The quote above is an exchange from Rustam Khamdamov’s V gorakh moyo serdtse [My Heart’s in the Highlands] (1967). When he was a third year student of the All-Union Institute for Cinematography (VGIK in Moscow, USSR) Khamdamov shot this movie that was called “the work of a master” and was included into the list of the best Soviet movies. The movie swept the VGIK internal festivals. Although Khamdamov is mentioned in the credits only once, along with other students, everybody knew he was the one and only author of the movie—not just its director, but the one who wrote the original screenplay (after William Saroyan’s play), who wrote the absurd dialogue, who made all streamers and costumes with his own hands, who selected the best actors when doing the casting. The response to the film was polarized and conflicting. The VGIK Communist Party Committee—just imagine, at that time the Communists decided destiny of everything and everyone in the country—introduced ideological censorship on the works of the VGIK students straight away.
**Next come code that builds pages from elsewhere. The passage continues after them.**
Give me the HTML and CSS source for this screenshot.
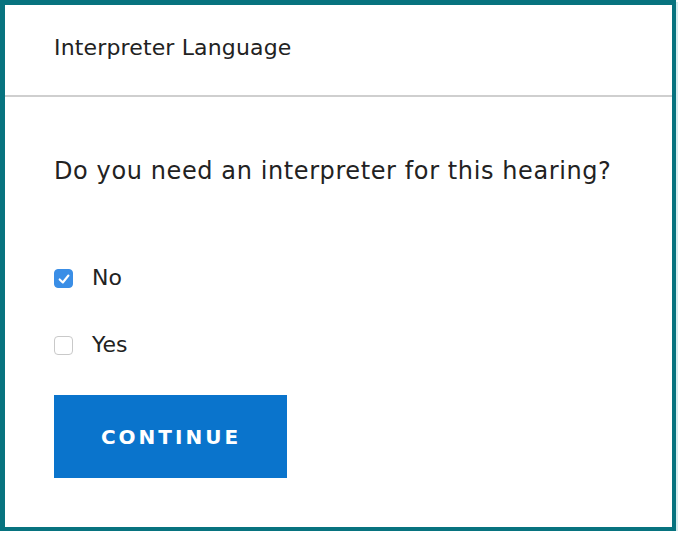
FILE: index.html
```html
<!DOCTYPE html>
<html>
<head>
<meta charset="utf-8">
<link rel="stylesheet" href="styles.css">
</head>
<body>
<div class="frame">
  <div class="header">Interpreter Language</div>
  <div class="content">
    <div class="question">Do you need an interpreter for this hearing?</div>
    <div class="options">
      <label class="option">
        <span class="box checked">
          <svg width="14" height="14" viewBox="0 0 12 12"><path d="M2.3 6.4 L5 9 L9.8 3" fill="none" stroke="#fff" stroke-width="1.8" stroke-linecap="round" stroke-linejoin="round"/></svg>
        </span>
        <span class="label">No</span>
      </label>
      <label class="option">
        <span class="box"></span>
        <span class="label">Yes</span>
      </label>
    </div>
    <button class="btn">CONTINUE</button>
  </div>
</div>
</body>
</html>
```

FILE: styles.css
```css
html, body {
  margin: 0;
  padding: 0;
  background: #ffffff;
}
.frame {
  box-sizing: border-box;
  width: 676px;
  height: 531px;
  border-style: solid;
  border-color: #07737f;
  border-width: 5px 4px 4px 5px;
  background: #ffffff;
  font-family: "DejaVu Sans", "Liberation Sans", sans-serif;
  color: #222;
  box-shadow: 2px 2px 0 #d6ecee;
}
.header {
  height: 92px;
  box-sizing: border-box;
  border-bottom: 2px solid #cfcfcf;
  padding-left: 49px;
  padding-bottom: 6px;
  display: flex;
  align-items: center;
  font-size: 22px;
  letter-spacing: 0.15px;
}
.content {
  padding-left: 49px;
}
.question {
  margin-top: 59px;
  font-size: 24px;
  line-height: 30px;
  letter-spacing: 0.6px;
}
.options {
  margin-top: 79px;
  display: flex;
  flex-direction: column;
  gap: 43px;
}
.option {
  display: flex;
  align-items: center;
  gap: 19px;
  height: 24px;
}
.box {
  width: 19px;
  height: 19px;
  box-sizing: border-box;
  border: 1.5px solid #c9c9c9;
  border-radius: 4px;
  display: flex;
  align-items: center;
  justify-content: center;
  margin-top: 3px;
}
.box.checked {
  background: #3a8ee6;
  border-color: #3a8ee6;
}
.label {
  font-size: 22px;
}
.btn {
  margin-top: 39px;
  width: 233px;
  height: 83px;
  border: none;
  background: #0a74cc;
  color: #fff;
  font-family: "DejaVu Sans", sans-serif;
  font-weight: bold;
  font-size: 20px;
  letter-spacing: 3px;
  padding: 0 0 0 1px;
  display: block;
}
```
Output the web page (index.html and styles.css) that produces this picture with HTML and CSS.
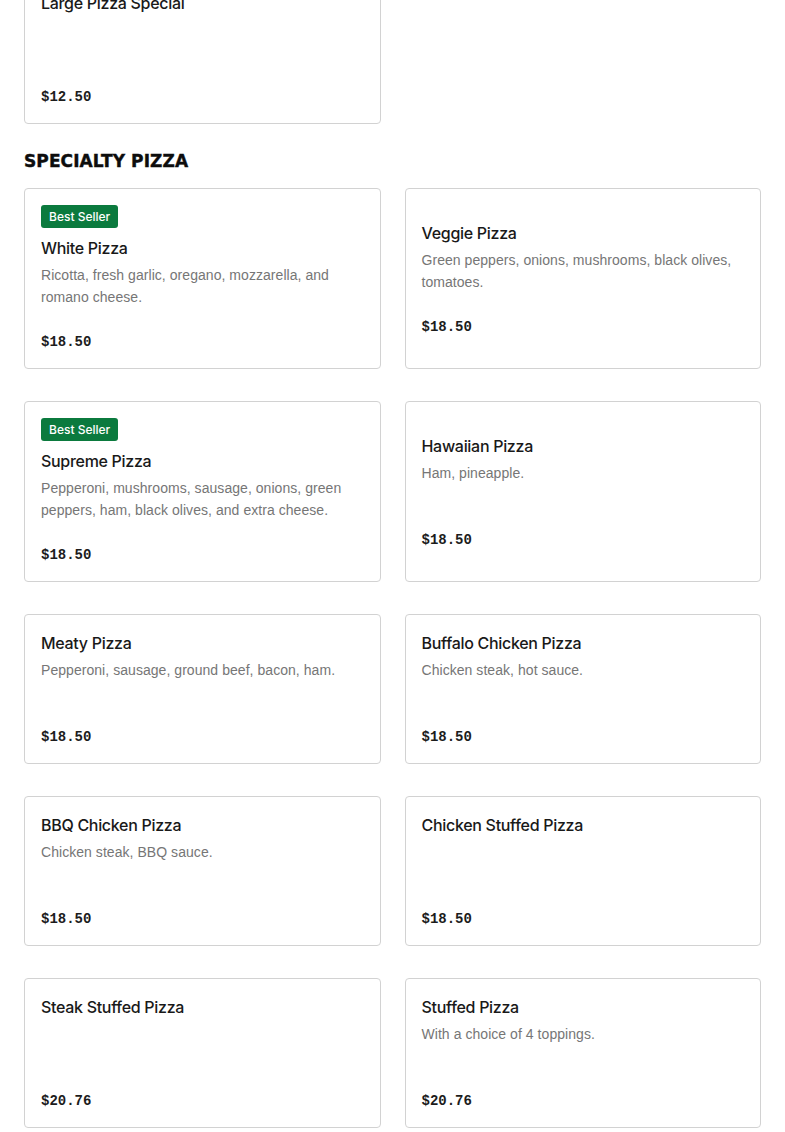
FILE: index.html
```html
<!DOCTYPE html>
<html lang="en">
<head>
<meta charset="utf-8">
<title>Menu</title>
<link rel="stylesheet" href="styles.css">
</head>
<body>
<main class="menu">
  <section class="section">
    <div class="grid">
      <article class="card">
        <div class="card-body">
          <h3 class="item-name">Large Pizza Special</h3>
          <p class="item-desc"></p>
          <div class="price">$12.50</div>
        </div>
      </article>
    </div>
  </section>

  <section class="section">
    <h2 class="section-title">SPECIALTY PIZZA</h2>
    <div class="grid">
      <article class="card">
        <div class="card-body">
          <span class="badge">Best Seller</span>
          <h3 class="item-name">White Pizza</h3>
          <p class="item-desc">Ricotta, fresh garlic, oregano, mozzarella, and romano cheese.</p>
          <div class="price">$18.50</div>
        </div>
      </article>
      <article class="card">
        <div class="card-body">
          <h3 class="item-name">Veggie Pizza</h3>
          <p class="item-desc">Green peppers, onions, mushrooms, black olives, tomatoes.</p>
          <div class="price">$18.50</div>
        </div>
      </article>
      <article class="card">
        <div class="card-body">
          <span class="badge">Best Seller</span>
          <h3 class="item-name">Supreme Pizza</h3>
          <p class="item-desc">Pepperoni, mushrooms, sausage, onions, green peppers, ham, black olives, and extra cheese.</p>
          <div class="price">$18.50</div>
        </div>
      </article>
      <article class="card">
        <div class="card-body">
          <h3 class="item-name">Hawaiian Pizza</h3>
          <p class="item-desc">Ham, pineapple.</p>
          <div class="price">$18.50</div>
        </div>
      </article>
      <article class="card">
        <div class="card-body">
          <h3 class="item-name">Meaty Pizza</h3>
          <p class="item-desc">Pepperoni, sausage, ground beef, bacon, ham.</p>
          <div class="price">$18.50</div>
        </div>
      </article>
      <article class="card">
        <div class="card-body">
          <h3 class="item-name">Buffalo Chicken Pizza</h3>
          <p class="item-desc">Chicken steak, hot sauce.</p>
          <div class="price">$18.50</div>
        </div>
      </article>
      <article class="card">
        <div class="card-body">
          <h3 class="item-name">BBQ Chicken Pizza</h3>
          <p class="item-desc">Chicken steak, BBQ sauce.</p>
          <div class="price">$18.50</div>
        </div>
      </article>
      <article class="card">
        <div class="card-body">
          <h3 class="item-name">Chicken Stuffed Pizza</h3>
          <p class="item-desc"></p>
          <div class="price">$18.50</div>
        </div>
      </article>
      <article class="card">
        <div class="card-body">
          <h3 class="item-name">Steak Stuffed Pizza</h3>
          <p class="item-desc"></p>
          <div class="price">$20.76</div>
        </div>
      </article>
      <article class="card">
        <div class="card-body">
          <h3 class="item-name">Stuffed Pizza</h3>
          <p class="item-desc">With a choice of 4 toppings.</p>
          <div class="price">$20.76</div>
        </div>
      </article>
    </div>
  </section>
</main>
</body>
</html>
```
FILE: styles.css
```css
* { box-sizing: border-box; }

html, body {
  margin: 0;
  padding: 0;
  background: #ffffff;
}

body {
  font-family: "Liberation Sans", Arial, sans-serif;
  color: #1c1c1c;
}

.menu {
  padding: 0 24px;
  margin-top: -26px;
}

.section-title {
  margin: 25px 0 15px;
  font-family: "DejaVu Sans", sans-serif;
  font-weight: 700;
  font-size: 17px;
  line-height: 24px;
  letter-spacing: 0.1px;
  color: #0d0d0d;
  -webkit-text-stroke: 0.4px #0d0d0d;
}

.grid {
  display: grid;
  grid-template-columns: 1fr 1fr;
  column-gap: 24px;
  row-gap: 32px;
}

.card {
  border: 1px solid #d2d2d2;
  border-radius: 4px;
  background: #ffffff;
  padding: 16px;
  display: flex;
  flex-direction: column;
  justify-content: center;
}

.card-body {
  display: flex;
  flex-direction: column;
  align-items: flex-start;
}

.badge {
  display: inline-block;
  height: 23px;
  line-height: 23px;
  padding: 0 8px;
  margin-bottom: 8px;
  border-radius: 3px;
  background: #0b7a3e;
  color: #ffffff;
  font-family: "Inter", sans-serif;
  font-weight: 500;
  font-size: 12px;
}

.item-name {
  margin: 0;
  font-family: "Inter", sans-serif;
  font-weight: 500;
  font-size: 16px;
  line-height: 24px;
  letter-spacing: -0.3px;
  color: #191919;
}

.item-desc {
  margin: 4px 0 0;
  min-height: 44px;
  font-size: 14px;
  line-height: 22px;
  color: #767676;
  letter-spacing: 0.05px;
}

.price {
  margin-top: 24px;
  font-family: "Liberation Mono", monospace;
  font-weight: 700;
  font-size: 14px;
  line-height: 20px;
  color: #1c1c1c;
}
```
Rustam Khamdamov is of Uzbek descent and took his film production course from the renown Russian film director Grigori Chukhrai. As mentioned above, his first movie was the student work (some critics say it was his graduate project) My Heart’s in the Highlands (1967), a short, approximately 30 minute black and white film. This was the first film where viewers saw the beautiful Elena Solovey, a future Soviet movie star.

My Heart’s In The Highlands (1939), initially a play by William Saroyan, was a comedy about a young boy and his Armenian family. Khamdamov used the play’s plot, but recycled it and made a poetic film, or better a non-narrative one, and did it so masterfully that Federico Fellini, Luchino Visconti, Sergei Paradjanov, and Kira Muratova all praised him for it. In Polina Barskova’s words, Khamdamov shows “qualities that may easily be called decadent: the obsessive aestheticization of all aspects of life, including the goriest; the eroticisation of the Other—the other space, the other epoch, the other sex; the eschatological quest for the ultimate, the final, the last in the series.” The Italian directors were so impressed by Khamdamov’s student work that they mentioned his name as if he was already one of their equals on the cinematic Olympus. So did Andrei Konchalovsky, in his book The Enlivening Deception (1999).

What was so special about the film that brought its director from nowhere to the spotlight?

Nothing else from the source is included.